Along with NASA instruments, these missions will carry commercial payloads, including the three time capsules that make up The Lunar Codex.
This will be the first significant placement of contemporary arts on the Moon in 50 years. While focused on visual art, the Lunar Codex also includes a substantial collection of contemporary books, stories, poetry, films, music, essays, and more.
“The Polaris Collection” is our payload associated with an Astrobotic Griffin/NASA VIPER mission, landing in the vicinity of the Lunar South Pole. Legends of the Moon will be on this mission.
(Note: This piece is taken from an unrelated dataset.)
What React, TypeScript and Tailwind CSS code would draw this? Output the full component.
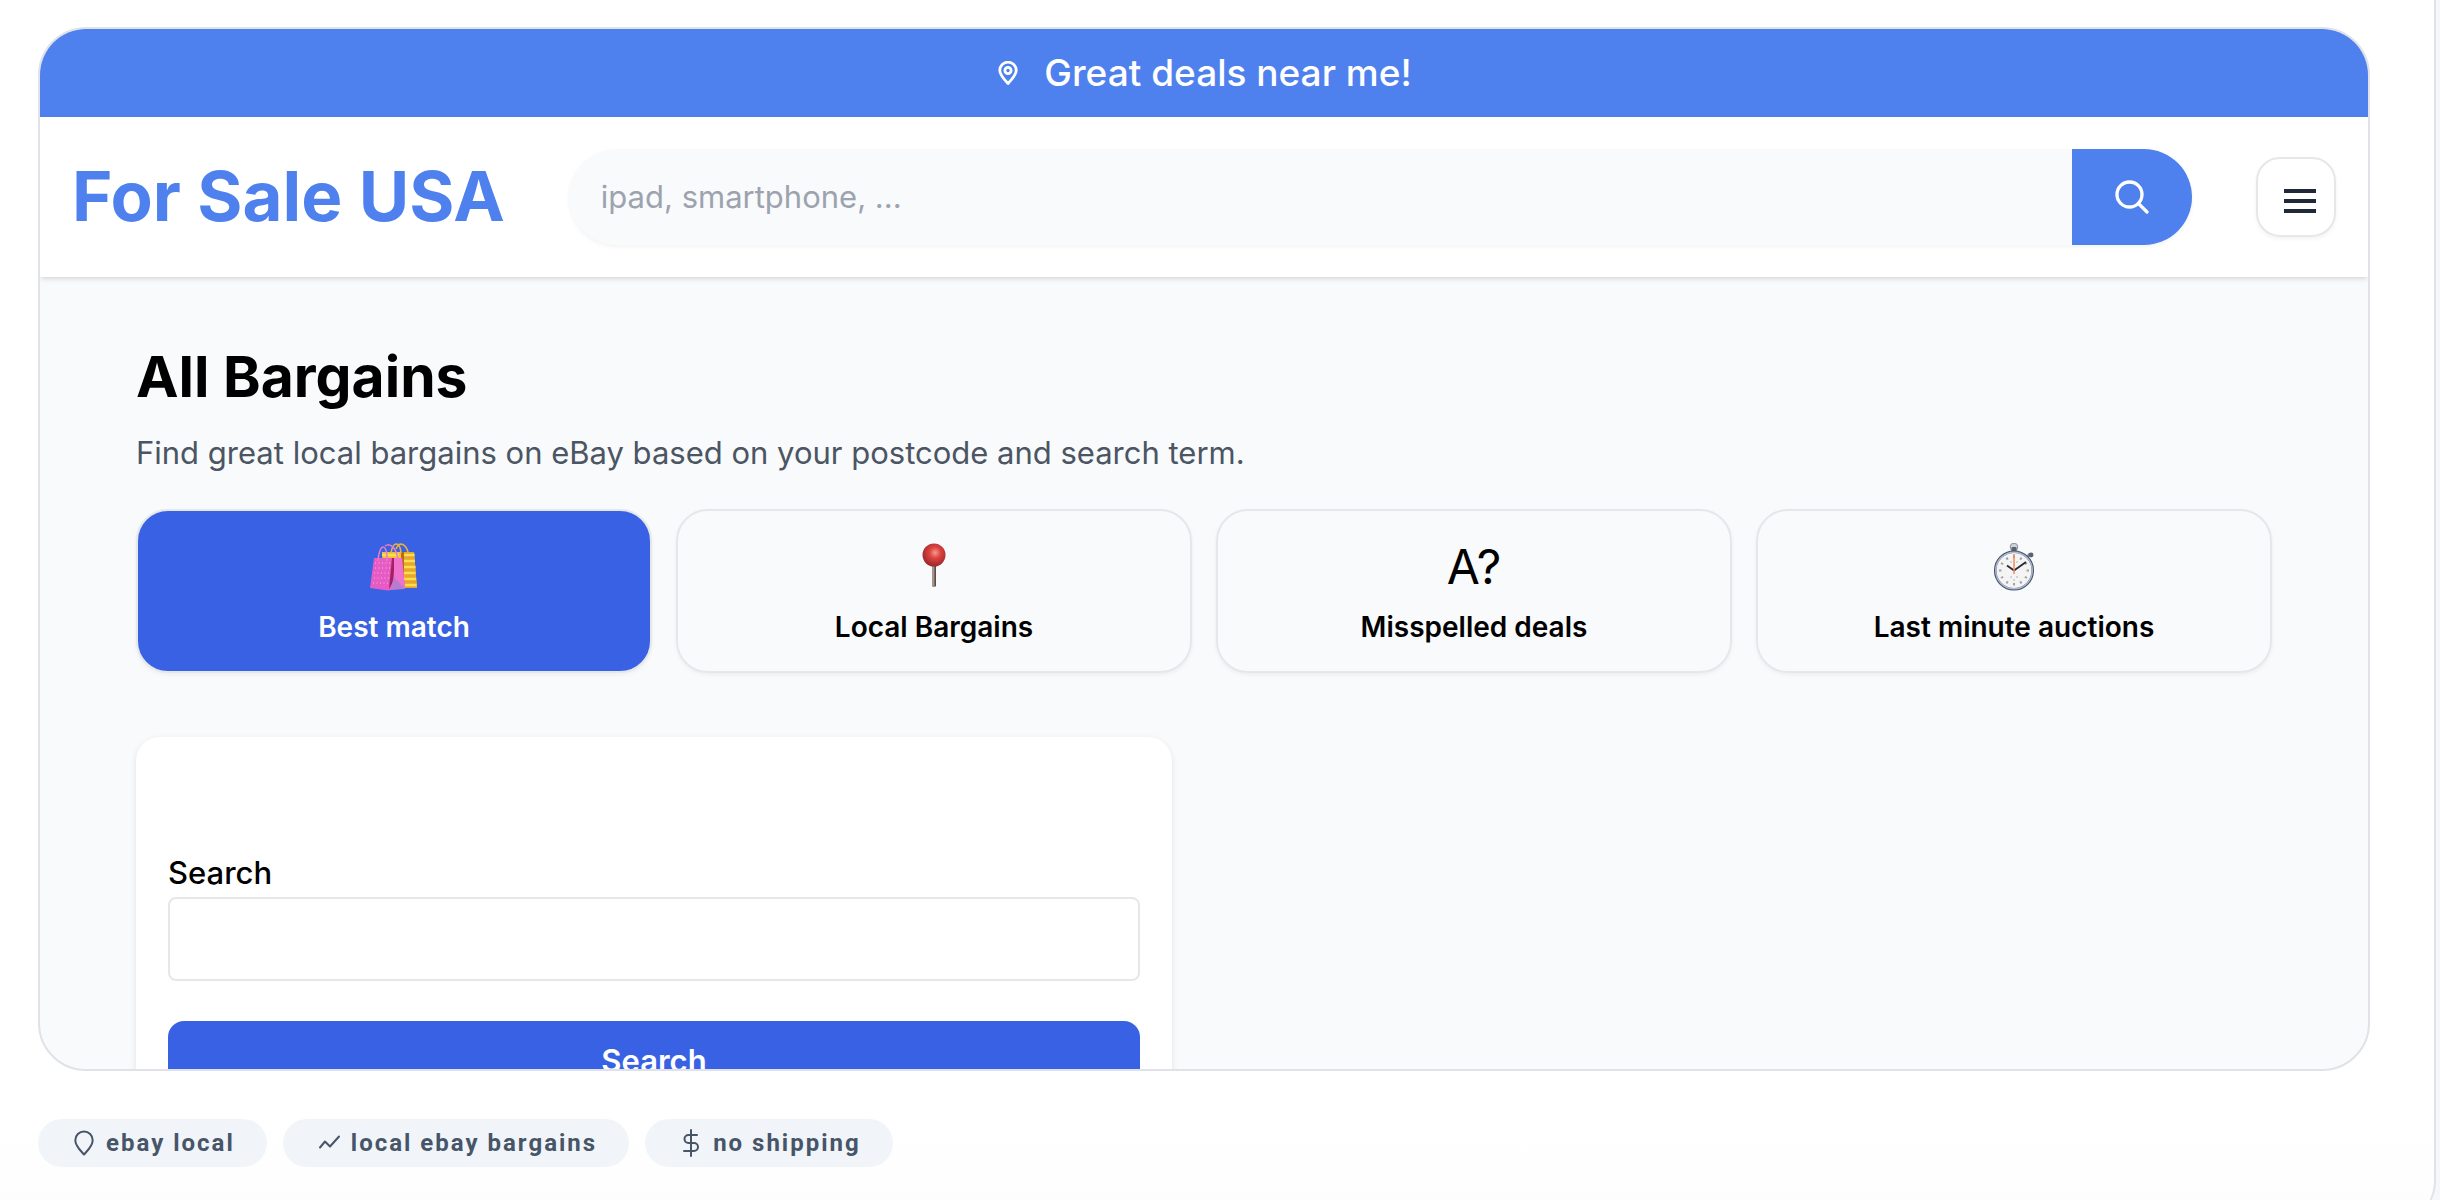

As an arts and culture project, The Lunar Codex has been called the most expansive, international, and diverse collection of contemporary culture launched to the Moon. Significantly, it is the first project to launch the works of women artists to the lunar surface. It is also the first project, to our knowledge, to place film and music on the Moon.
The Lunar Codex represents creative work from Canada, the U.S., China, India, the E.U., Australia, the U.K., and indeed from 89 countries and territories from Europe, Africa, Latin America and the Caribbean, North America, Oceania and Asia — firsts on the Moon for many of these countries.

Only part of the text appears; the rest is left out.